» Instructions for the task: Please, without the pictures, retype exactly the lines from the start of the material through the line that holds "const tabs = ['Preview', 'Raw".

» Collected data:
+ + + +

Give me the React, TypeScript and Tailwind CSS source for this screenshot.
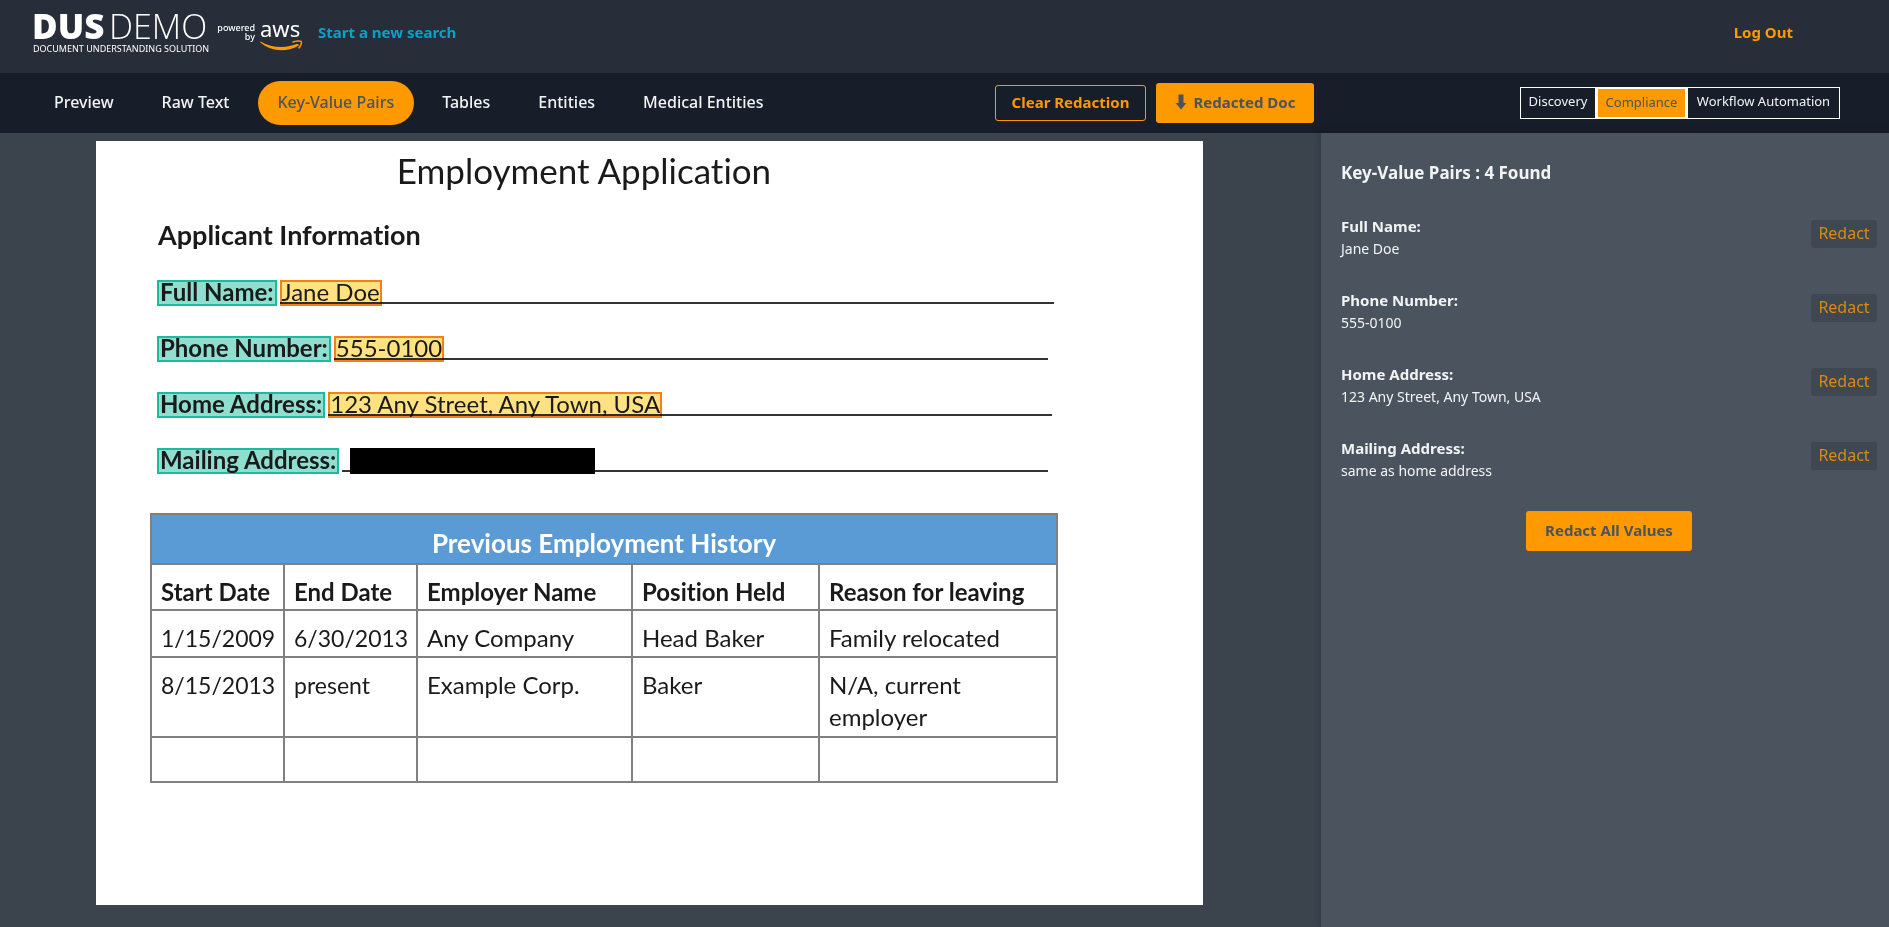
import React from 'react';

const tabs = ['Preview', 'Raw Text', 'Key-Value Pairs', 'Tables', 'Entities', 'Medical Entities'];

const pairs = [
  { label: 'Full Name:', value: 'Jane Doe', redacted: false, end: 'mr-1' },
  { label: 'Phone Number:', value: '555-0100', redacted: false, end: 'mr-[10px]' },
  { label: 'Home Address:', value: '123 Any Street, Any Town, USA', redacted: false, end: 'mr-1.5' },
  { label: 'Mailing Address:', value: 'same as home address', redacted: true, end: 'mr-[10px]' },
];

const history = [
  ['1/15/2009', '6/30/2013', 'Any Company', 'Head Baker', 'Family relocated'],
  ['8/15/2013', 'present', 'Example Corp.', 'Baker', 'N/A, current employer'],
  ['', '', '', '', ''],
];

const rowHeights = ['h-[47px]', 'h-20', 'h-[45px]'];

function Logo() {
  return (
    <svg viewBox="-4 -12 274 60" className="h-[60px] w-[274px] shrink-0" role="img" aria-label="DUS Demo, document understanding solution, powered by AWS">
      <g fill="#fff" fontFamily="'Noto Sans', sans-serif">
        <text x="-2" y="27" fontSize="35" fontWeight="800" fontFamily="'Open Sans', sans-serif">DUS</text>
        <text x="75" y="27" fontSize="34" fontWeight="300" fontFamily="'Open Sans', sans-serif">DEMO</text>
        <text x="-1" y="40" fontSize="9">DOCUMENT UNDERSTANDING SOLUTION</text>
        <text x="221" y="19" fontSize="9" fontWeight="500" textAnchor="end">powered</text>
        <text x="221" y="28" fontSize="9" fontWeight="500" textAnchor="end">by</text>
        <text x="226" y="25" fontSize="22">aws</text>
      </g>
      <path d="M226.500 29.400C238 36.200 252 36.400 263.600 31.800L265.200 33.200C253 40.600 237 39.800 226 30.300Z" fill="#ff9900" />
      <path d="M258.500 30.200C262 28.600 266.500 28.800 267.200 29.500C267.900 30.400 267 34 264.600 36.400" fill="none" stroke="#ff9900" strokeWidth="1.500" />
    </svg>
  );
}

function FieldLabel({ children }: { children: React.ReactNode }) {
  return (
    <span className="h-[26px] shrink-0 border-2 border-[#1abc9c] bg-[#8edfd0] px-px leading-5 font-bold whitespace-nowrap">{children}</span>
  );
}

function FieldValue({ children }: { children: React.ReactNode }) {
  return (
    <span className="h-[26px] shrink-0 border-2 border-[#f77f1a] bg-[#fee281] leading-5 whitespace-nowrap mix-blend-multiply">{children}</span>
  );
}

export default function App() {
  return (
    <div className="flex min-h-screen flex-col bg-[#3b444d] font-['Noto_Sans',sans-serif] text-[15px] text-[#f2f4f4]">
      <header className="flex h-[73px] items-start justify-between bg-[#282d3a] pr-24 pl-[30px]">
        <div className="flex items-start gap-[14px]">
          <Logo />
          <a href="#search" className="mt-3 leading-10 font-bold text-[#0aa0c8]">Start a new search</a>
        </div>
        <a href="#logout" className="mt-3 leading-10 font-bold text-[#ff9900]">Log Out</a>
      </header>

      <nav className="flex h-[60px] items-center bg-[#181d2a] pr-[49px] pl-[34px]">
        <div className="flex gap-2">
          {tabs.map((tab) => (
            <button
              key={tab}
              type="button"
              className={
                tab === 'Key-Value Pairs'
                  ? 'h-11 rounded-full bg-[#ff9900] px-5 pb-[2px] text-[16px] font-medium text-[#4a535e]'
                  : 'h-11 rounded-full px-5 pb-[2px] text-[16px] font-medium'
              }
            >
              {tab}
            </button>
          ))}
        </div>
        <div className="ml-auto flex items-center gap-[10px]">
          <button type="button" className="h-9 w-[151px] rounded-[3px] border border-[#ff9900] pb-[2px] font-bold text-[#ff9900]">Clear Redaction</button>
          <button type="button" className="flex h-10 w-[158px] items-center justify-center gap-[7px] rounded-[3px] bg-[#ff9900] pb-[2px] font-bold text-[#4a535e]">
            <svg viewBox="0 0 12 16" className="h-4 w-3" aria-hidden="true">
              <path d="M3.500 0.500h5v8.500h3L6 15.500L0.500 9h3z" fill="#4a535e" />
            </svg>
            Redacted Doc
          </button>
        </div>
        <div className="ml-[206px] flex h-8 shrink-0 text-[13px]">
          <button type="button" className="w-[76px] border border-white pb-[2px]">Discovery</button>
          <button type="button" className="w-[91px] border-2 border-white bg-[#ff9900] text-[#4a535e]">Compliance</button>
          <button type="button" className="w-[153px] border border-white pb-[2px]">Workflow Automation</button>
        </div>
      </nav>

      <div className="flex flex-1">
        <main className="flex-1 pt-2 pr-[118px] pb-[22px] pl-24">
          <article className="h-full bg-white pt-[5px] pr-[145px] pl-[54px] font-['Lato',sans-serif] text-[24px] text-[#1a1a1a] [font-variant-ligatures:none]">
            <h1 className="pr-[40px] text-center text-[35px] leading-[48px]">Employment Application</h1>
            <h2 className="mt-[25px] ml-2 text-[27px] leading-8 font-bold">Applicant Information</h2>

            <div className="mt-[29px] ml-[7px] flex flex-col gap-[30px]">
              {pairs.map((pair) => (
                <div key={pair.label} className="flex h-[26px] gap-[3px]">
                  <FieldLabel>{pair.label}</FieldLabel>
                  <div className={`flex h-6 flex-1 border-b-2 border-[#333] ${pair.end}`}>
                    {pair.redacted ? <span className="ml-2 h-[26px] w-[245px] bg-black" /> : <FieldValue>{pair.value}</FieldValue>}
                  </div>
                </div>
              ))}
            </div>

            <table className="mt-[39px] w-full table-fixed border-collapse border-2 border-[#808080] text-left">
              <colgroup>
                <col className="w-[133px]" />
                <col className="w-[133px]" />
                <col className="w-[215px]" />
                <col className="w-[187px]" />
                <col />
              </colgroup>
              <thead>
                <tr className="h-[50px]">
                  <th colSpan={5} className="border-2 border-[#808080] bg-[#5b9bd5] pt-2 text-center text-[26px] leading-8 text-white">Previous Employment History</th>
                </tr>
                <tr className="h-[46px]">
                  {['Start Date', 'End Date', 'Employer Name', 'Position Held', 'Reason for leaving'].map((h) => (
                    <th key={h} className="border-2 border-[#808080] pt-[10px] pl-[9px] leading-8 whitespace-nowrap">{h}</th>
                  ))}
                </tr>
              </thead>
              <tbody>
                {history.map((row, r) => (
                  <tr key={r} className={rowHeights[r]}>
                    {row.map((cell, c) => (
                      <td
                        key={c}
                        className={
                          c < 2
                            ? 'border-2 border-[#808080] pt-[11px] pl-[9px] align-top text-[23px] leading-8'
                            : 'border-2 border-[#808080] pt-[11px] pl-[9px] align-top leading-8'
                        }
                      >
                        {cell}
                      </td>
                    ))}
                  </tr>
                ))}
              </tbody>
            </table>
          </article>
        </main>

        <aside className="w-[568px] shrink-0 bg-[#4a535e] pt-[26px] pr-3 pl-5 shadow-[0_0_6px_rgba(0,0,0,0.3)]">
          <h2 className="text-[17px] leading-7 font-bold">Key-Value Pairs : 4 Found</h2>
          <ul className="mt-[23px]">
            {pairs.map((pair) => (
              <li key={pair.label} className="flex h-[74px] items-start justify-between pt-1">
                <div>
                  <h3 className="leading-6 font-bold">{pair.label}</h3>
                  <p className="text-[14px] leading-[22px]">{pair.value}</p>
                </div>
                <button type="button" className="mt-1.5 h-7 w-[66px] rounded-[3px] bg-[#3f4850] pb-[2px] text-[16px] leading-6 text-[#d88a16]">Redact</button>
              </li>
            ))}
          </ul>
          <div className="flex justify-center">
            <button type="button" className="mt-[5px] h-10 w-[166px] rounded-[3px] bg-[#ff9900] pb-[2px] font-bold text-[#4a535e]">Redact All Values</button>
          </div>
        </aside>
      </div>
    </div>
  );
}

+ + + +

» Solution to this exercise:
Give me the React, TypeScript and Tailwind CSS source for this screenshot.
import React from 'react';

const tabs = ['Preview', 'Raw Text', 'Key-Value Pairs', 'Tables', 'Entities', 'Medical Entities'];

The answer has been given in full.